In 2011, after a lukewarm attempt at a solo career, London's Ali Love somehow became the male vocalist in house circles: he was versatile enough to feature on top of the spewed electro of Justice's Civilization or the chilled nu-Balearica of Luca C & Brigante's "Different Morals," and he featured, most prominently, on that unescapable half-disco, half-house gem by Hot Natured ("Forward Motion"). If there is one thing you could reproach, however, it's Love's singing, its overall self-restraint, its under-the-top-ness.
Enter Tyson, another Londoner with the same knack for Italo-tinged pop, who works with the same label (Back Yard Recordings), and the same studio collaborator (Martin Dubka, of indie-dance hopefuls Cazals), but with a totally different approach to self-characterization. On the basis of his Die on the Dancefloor long-player, it wouldn't be surprising to see this young newcomer ubiquitously occupy in 2012 the same ground Love did last year. Except Tyson is, at heart, a more theatrical vocalist in the diva house tradition. (Think Robert Owens meets Billie Ray Martin meets Chelonis R. Jones meets Hard Ton.) The campy attitude he displays on the ten tracks on offer might be too much of an acquired taste, but there is also a commanding posture at work here that makes his music definitely stand out.

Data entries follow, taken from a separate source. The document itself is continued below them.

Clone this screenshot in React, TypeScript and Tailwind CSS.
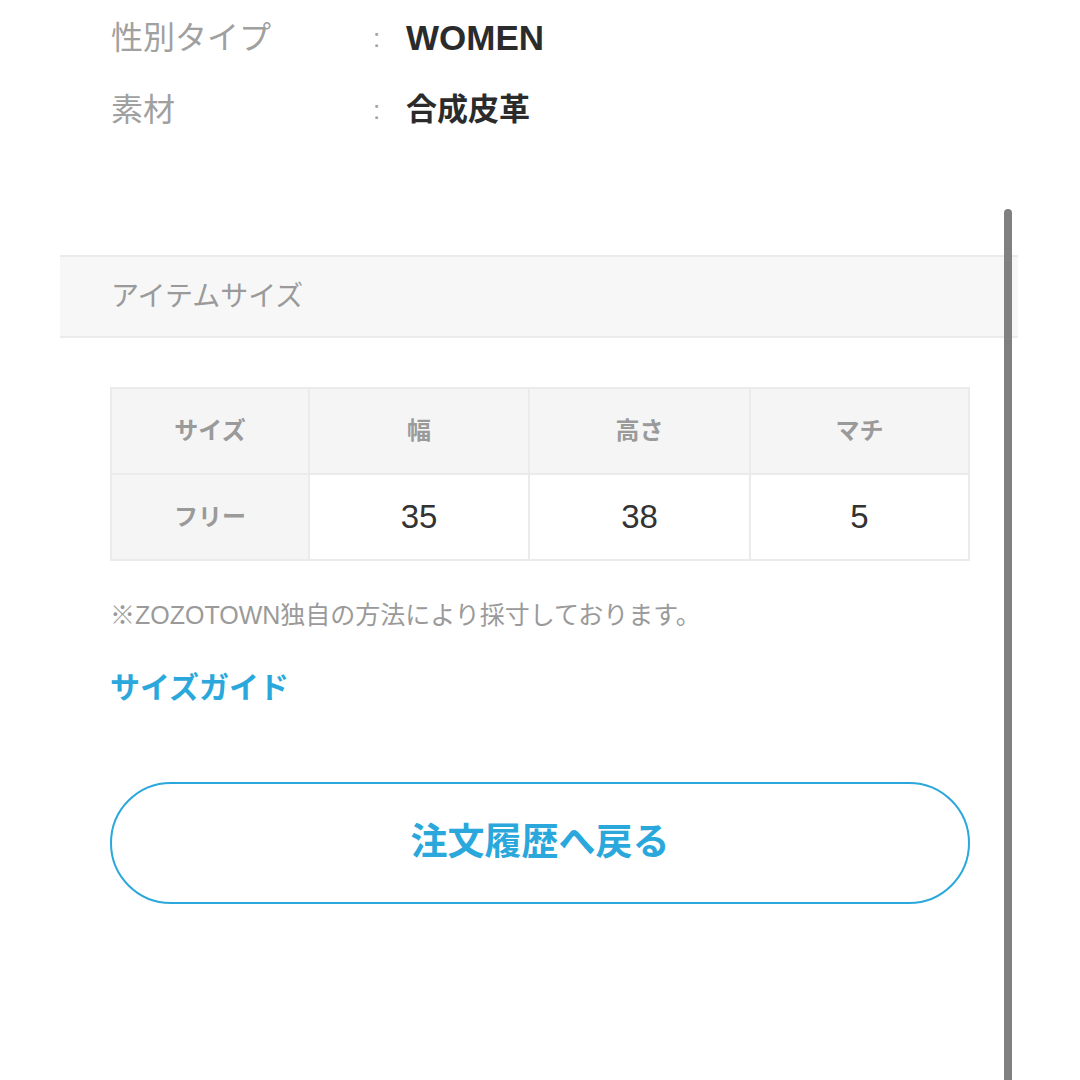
const font = { fontFamily: '"Liberation Sans", "Noto Sans CJK JP", sans-serif' };

const specs = [
  { label: "性別タイプ", value: "WOMEN", size: "text-[35px]" },
  { label: "素材", value: "合成皮革", size: "text-[31px]" },
];

const headers = ["サイズ", "幅", "高さ", "マチ"];
const rows = [["フリー", "35", "38", "5"]];

export default function App() {
  return (
    <div className="relative w-[1080px] h-[1080px] overflow-hidden bg-white" style={font}>
      <div className="pt-[2px]">
        {specs.map((s) => (
          <div key={s.label} className="flex items-center h-[72px] pl-[111px]">
            <div className="w-[262px] text-[32px] text-[#a0a0a0]">{s.label}</div>
            <div className="w-[33px] text-[26px] text-[#a0a0a0]">:</div>
            <div className={`${s.size} font-bold text-[#2b2b2b]`}>{s.value}</div>
          </div>
        ))}
      </div>

      <div className="mt-[109px] ml-[60px] w-[958px] h-[83px] bg-[#f7f7f7] border-y-2 border-[#ebebeb] flex items-center pl-[51px] text-[28px] text-[#9a9a9a]">
        アイテムサイズ
      </div>

      <div className="mx-[110px] mt-[49px]">
        <div className="grid grid-cols-[196px_218px_219px_217px] border-2 border-[#ebebeb] bg-[#ebebeb] gap-[2px]">
          {headers.map((h) => (
            <div key={h} className="h-[84px] bg-[#f5f5f5] flex items-center justify-center text-[24px] font-bold text-[#9a9a9a]">
              {h}
            </div>
          ))}
          {rows.map((r) =>
            r.map((c, i) => (
              <div
                key={i}
                className={
                  i === 0
                    ? "h-[84px] bg-[#f5f5f5] flex items-center justify-center text-[24px] font-bold text-[#9a9a9a]"
                    : "h-[84px] bg-white flex items-center justify-center text-[33px] text-[#333333]"
                }
              >
                {c}
              </div>
            ))
          )}
        </div>

        <p className="mt-[37px] text-[25px] text-[#9a9a9a] leading-[34px]">※ZOZOTOWN独自の方法により採寸しております。</p>
        <a className="block mt-[38px] text-[30px] font-bold text-[#2aa8dc] leading-[36px]">サイズガイド</a>

        <button className="mt-[76px] w-full h-[122px] rounded-full border-2 border-[#2aa8dc] bg-white text-[37px] font-bold text-[#2aa8dc]">
          注文履歴へ戻る
        </button>
      </div>

      <div className="absolute left-[1004px] top-[209px] w-[8px] h-[880px] rounded-full bg-[#808080]" />
    </div>
  );
}
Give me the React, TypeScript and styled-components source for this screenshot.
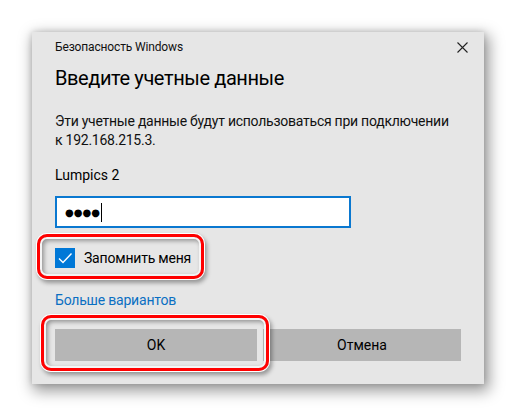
import React from "react";
import styled, { createGlobalStyle } from "styled-components";

const Global = createGlobalStyle`
  html, body { margin: 0; padding: 0; background: #ffffff; }
  body { font-family: Roboto, "Noto Sans", "DejaVu Sans", sans-serif; color: #000; }
`;

const Page = styled.div`
  width: 516px;
  height: 416px;
  padding: 32px 0 0 32px;
  box-sizing: border-box;
`;

const Dialog = styled.div`
  width: 452px;
  height: 352px;
  box-sizing: border-box;
  background: #e6e6e6;
  box-shadow: 3px 5px 14px 2px rgba(0, 0, 0, 0.4), 0 0 6px rgba(0, 0, 0, 0.15);
  padding: 0 23px;
  display: flex;
  flex-direction: column;
`;

const Header = styled.div`
  display: flex;
  justify-content: space-between;
  align-items: center;
  height: 30px;
`;

const AppName = styled.span`
  font-size: 12px;
  letter-spacing: -0.15px;
  color: #111;
`;

const Close = styled.svg`
  width: 11px;
  height: 11px;
  margin-right: -7px;
`;

const Title = styled.h1`
  margin: 2px 0 0;
  font-size: 20px;
  font-weight: 400;
  line-height: 28px;
  letter-spacing: -0.4px;
  color: #000;
`;

const Description = styled.p`
  margin: 20px 0 0;
  font-size: 14px;
  line-height: 19px;
  letter-spacing: -0.25px;
  white-space: nowrap;
  color: #111;
`;

const UserName = styled.div`
  margin-top: 15px;
  font-size: 14px;
  line-height: 20px;
`;

const PasswordBox = styled.div`
  margin-top: 11px;
  width: 296px;
  height: 32px;
  box-sizing: border-box;
  background: #ffffff;
  border: 2px solid #0a78d0;
  display: flex;
  align-items: center;
  padding-left: 8px;
`;

const Dots = styled.span`
  font-family: "DejaVu Sans", sans-serif;
  font-size: 10px;
  color: #000;
`;

const Caret = styled.span`
  display: inline-block;
  width: 1px;
  height: 19px;
  background: #000;
  margin-left: 1px;
`;

const Marked = styled.div<{ $top?: number }>`
  position: relative;
  align-self: flex-start;
  margin-top: ${(p) => p.$top ?? 0}px;
`;

const Highlight = styled.div<{ $t: number; $r: number; $b: number; $l: number }>`
  position: absolute;
  top: ${(p) => -p.$t}px;
  right: ${(p) => -p.$r}px;
  bottom: ${(p) => -p.$b}px;
  left: ${(p) => -p.$l}px;
  border: 3px solid #ff0000;
  border-radius: 10px;
  pointer-events: none;
  box-shadow: 0 0 0 1px #ffffff, 2px 3px 4px 1px rgba(0, 0, 0, 0.35),
    inset 0 0 0 2px #f4f4f4, inset 2px 2px 4px 2px rgba(0, 0, 0, 0.35);
`;

const CheckRow = styled.div`
  width: 133px;
  display: flex;
  align-items: center;
  gap: 9px;
  height: 20px;
  font-size: 14px;
  letter-spacing: -0.2px;
  white-space: nowrap;
`;

const CheckBox = styled.span`
  flex: none;
  width: 20px;
  height: 20px;
  background: #0078d7;
  display: flex;
  align-items: center;
  justify-content: center;
`;

const Link = styled.a`
  align-self: flex-start;
  margin-top: 22px;
  font-size: 14px;
  line-height: 20px;
  letter-spacing: -0.2px;
  color: #0a6fc2;
  text-decoration: none;
`;

const Buttons = styled.div`
  margin-top: 19px;
  display: grid;
  grid-template-columns: 202px 198px;
  column-gap: 6px;
`;

const Button = styled.button`
  display: block;
  height: 32px;
  width: 100%;
  border: none;
  background: #b6b6b6;
  font-family: inherit;
  font-size: 14px;
  color: #000;
  padding: 0;
`;

export default function App() {
  return (
    <>
      <Global />
      <Page>
        <Dialog>
          <Header>
            <AppName>Безопасность Windows</AppName>
            <Close viewBox="0 0 11 11">
              <path d="M0.5 0.5 L10.5 10.5 M10.5 0.5 L0.5 10.5" stroke="#222" strokeWidth="1.1" fill="none" />
            </Close>
          </Header>
          <Title>Введите учетные данные</Title>
          <Description>
            Эти учетные данные будут использоваться при подключении
            <br />к 192.168.215.3.
          </Description>
          <UserName>Lumpics 2</UserName>
          <PasswordBox>
            <Dots>●●●●</Dots>
            <Caret />
          </PasswordBox>
          <Marked $top={20}>
            <CheckRow>
              <CheckBox>
                <svg width="16" height="16" viewBox="0 0 16 16">
                  <path d="M2 8.5 L6 12.5 L14.5 3.5" stroke="#fff" strokeWidth="1.4" fill="none" />
                </svg>
              </CheckBox>
              Запомнить меня
            </CheckRow>
            <Highlight $t={14} $r={16} $b={11} $l={18} />
          </Marked>
          <Link href="#">Больше вариантов</Link>
          <Buttons>
            <Marked>
              <Button>OK</Button>
              <Highlight $t={14} $r={12} $b={10} $l={14} />
            </Marked>
            <Button>Отмена</Button>
          </Buttons>
        </Dialog>
      </Page>
    </>
  );
}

Aesthetically speaking, Die on the Dancefloor is pretty much in synch with what you'd expect post-disco resurgence dance pop to be like. "Fight," for instance, constitutes a rather enjoyable go at the kind of commercially sound, mainstream recordings Giorgio Moroder perfected during his Flashdance soundtrack phase, although it is hard to tell if the overwrought guitar solo that severs the song in two is tongue-in-cheek or just tootongue-in-cheek for its own good. The same could be said about songs like "Love's on the Line" or "Ran for Love," which both recall Tina Turner's reign in sci-fi classicMad Max. Album closer "On the Radio" constitutes the mandatory—and disposable, to be frank—unhurried track: not slow enough to be fully epic, yet not danceable enough either, it mostly serves to draw attention to the fact Tyson has undeniable magnetism on one hand, but that he also relies on the strength of the background compositions at all times. That said, you can't help but hope that Die on the Dancefloor will be Tyson's entry ticket on the house scene next to other novices like EJ, Little Jinder or even Amirali, and his authoritative vocal presence won't make electronic music producers shy away from one of the most interesting characters to emerge from the UK these past months.